Das große Problem demokra­ti­scher Systeme, die jahrelang unter einem Populisten leiden mussten, ist doch, dass die Folge­wir­kungen über lange Zeit erhalten bleiben, nachdem der mächtige Mann längst gegangen ist. Das Vertrauen in die staat­lichen Organe bleibt erschüttert, die aufrüh­re­rische, aggressive Sprache setzt sich weiter fort. Die einstigen Sykophanten und Adlaten, die bleiben und versuchen, die Krümel der Macht aufzu­sammeln und für sich zu nutzen, sind bereits so „umerzogen“, dass sie einfach so weiter­machen und weiter­reden werden wie ihr großes Vorbild. Und wenn man sich umschaut, wer im Likud als Nachfolger Bibis bereit­steht, dann wird schnell klar: politisch noch radikalere Figuren warten auf ihre Chance, sicher auch intel­lek­tuell kleinere Geister als Bibi. Politiker, die mit Begriffen wie Libera­lismus und Demokratie „spiele­risch“ umgehen, die bereits so beein­flusst sind von der „Bibi-Doktrin“, dass es schwer sein wird, schnell – wenn überhaupt – zurück­zu­finden zu einem demokra­ti­schen Konsens, in dem es keine Rolle spielt, ob man links oder rechts ist, sondern in dem der moralische und ethische Kompass auf beiden Seiten wieder stimmt, unabhängig von den politi­schen Anschau­ungen und Überzeu­gungen, die man vertritt.

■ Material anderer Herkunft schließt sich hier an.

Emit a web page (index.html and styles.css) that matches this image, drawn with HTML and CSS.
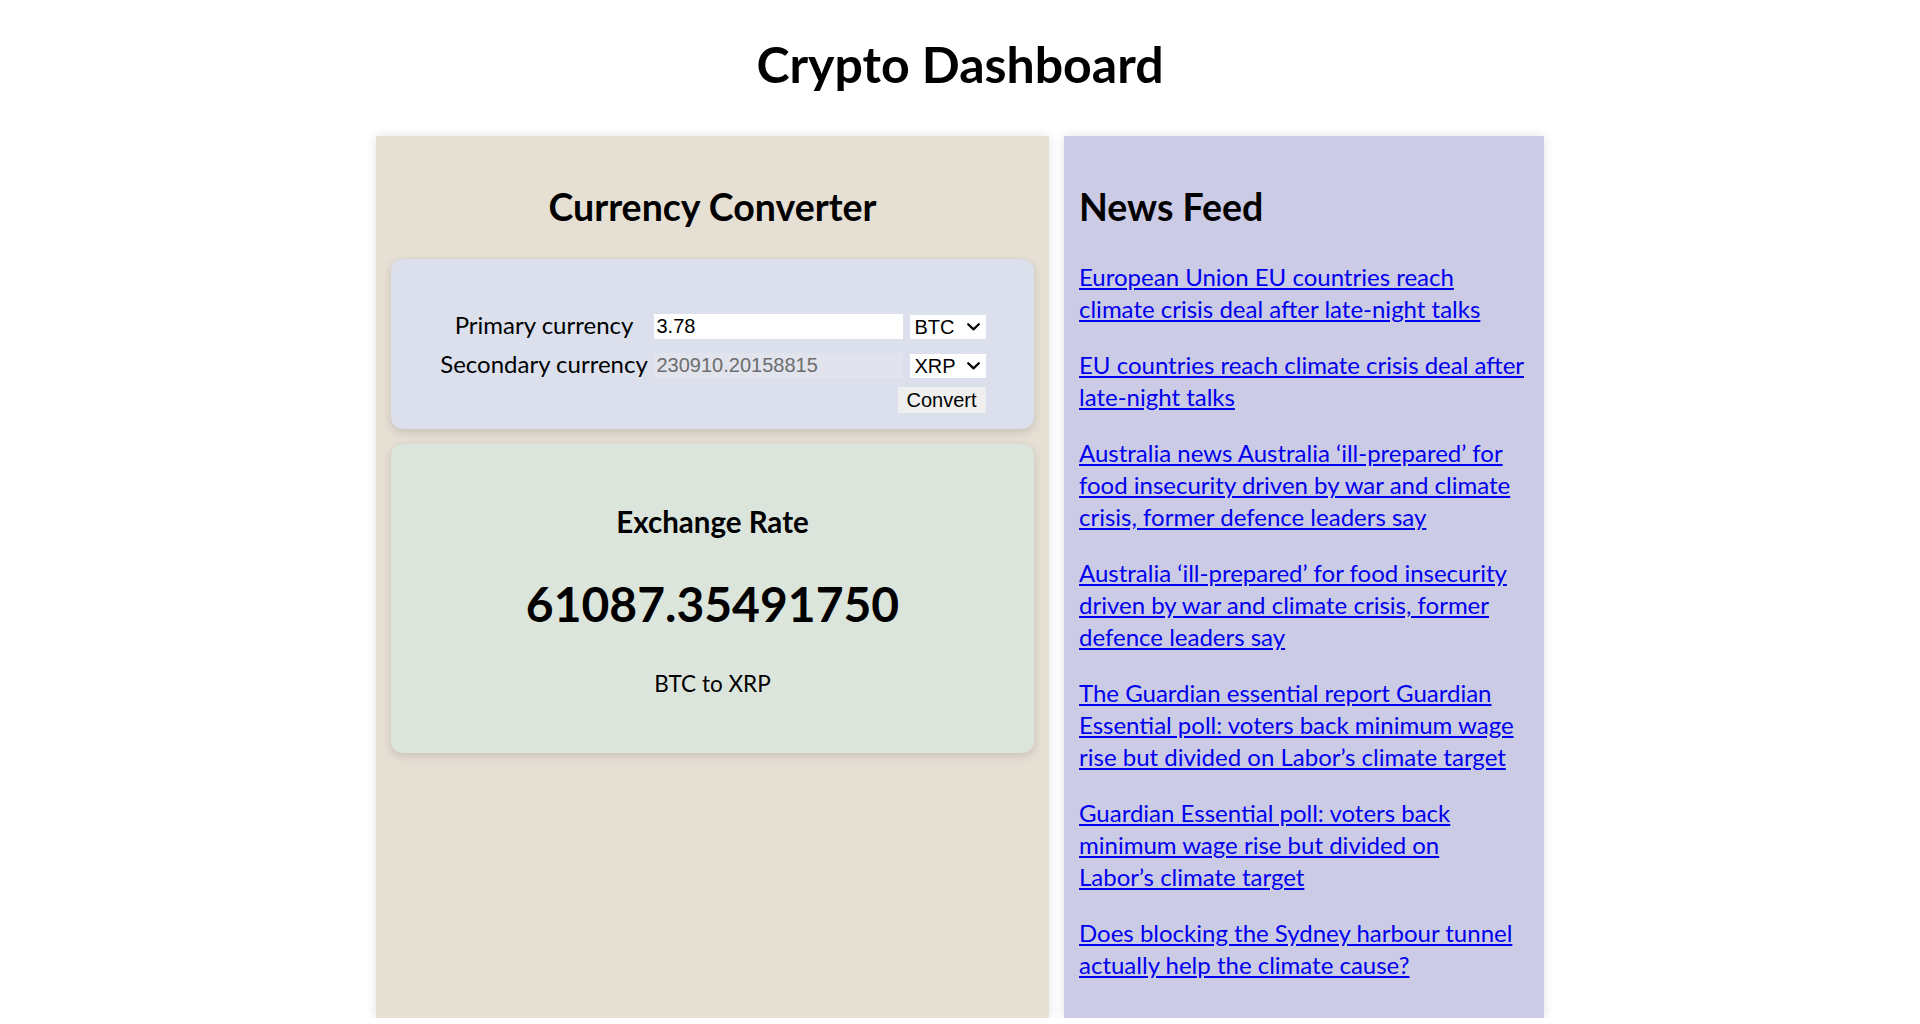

Dämme sind gebrochen, rote Linien überschritten. Das ist ja auch eine der Strategien populis­ti­scher Bewegungen, um eine Demokratie allmählich auszu­höhlen. Das war in der Vergan­genheit so, das ist auch in der Gegenwart nicht anders, egal, wohin man schaut, ob nach England oder Italien, nach Ungarn oder Polen, nach Öster­reich oder auch Deutschland. In kleinen Schritten höhlt man den Staat aus, behauptet etwas, nimmt es zurück, entschuldigt sich. Dann, kurze Zeit später, wiederholt man das Gesagte, ein wenig anders, auch ein wenig extremer und mit der Zeit hat sich das Volk, haben sich die Medien, hat sich der Mainstream an einstmals radikale Gedanken gewöhnt. Der Tabubruch ist vollzogen.

Vor allem die USA sollten wegen des bevor­ste­henden Wahlkampfes die Gescheh­nisse in Israel aufmerksam verfolgen – aber auch die Deutschen und viele andere Europäer. Denn die Schlamm­schlacht, die nun blüht, der Kampf des Benjamin Netanyahu die Macht zu bewahren und dabei alle Tricks und Mittel anzuwenden, derer er habhaft werden kann, bis hin zur kompletten Denun­ziation seiner Gegner und des Staates selbst – das alles kann in westlich-demokra­ti­schen Staaten auch geschehen. Jederzeit. Und obwohl man dies weiß, ist man dennoch immer wieder überrascht, weil man sich an ein altes Ordnungs- und Rechts­gefühl festhält, das nicht mehr die Autorität besitzt wie früher, als es noch keine sozialen Medien gab.

Nein, Bibi ist noch lange nicht weg und seine ideolo­gi­schen Kinder werden versuchen, seinen populis­ti­schen Weg weiter­zu­gehen. Auf der Strecke bleiben könnte der demokra­tische Rechts­staat. In Israel ebenso wie in den USA, wie in Europa. Israel ist – wie so oft in seiner Geschichte – lediglich der Labor­versuch für vieles, was mit kurzer Zeitver­schiebung auch nach Europa und Deutschland kommt. Häme ist also nicht angebracht. Höchstens Sorge. Und die Hoffnung, dass die Israelis, ein Volk, das im Prinzip viel weniger führungs­hörig ist als viele andere, das viel anarchi­scher ist als etwa die Deutschen, sich letztlich selbst retten kann und den Populisten irgendwann den roten Teppich unter deren Füßen wieder wegziehen wird. Aber bis dahin ist es noch ein langer Weg.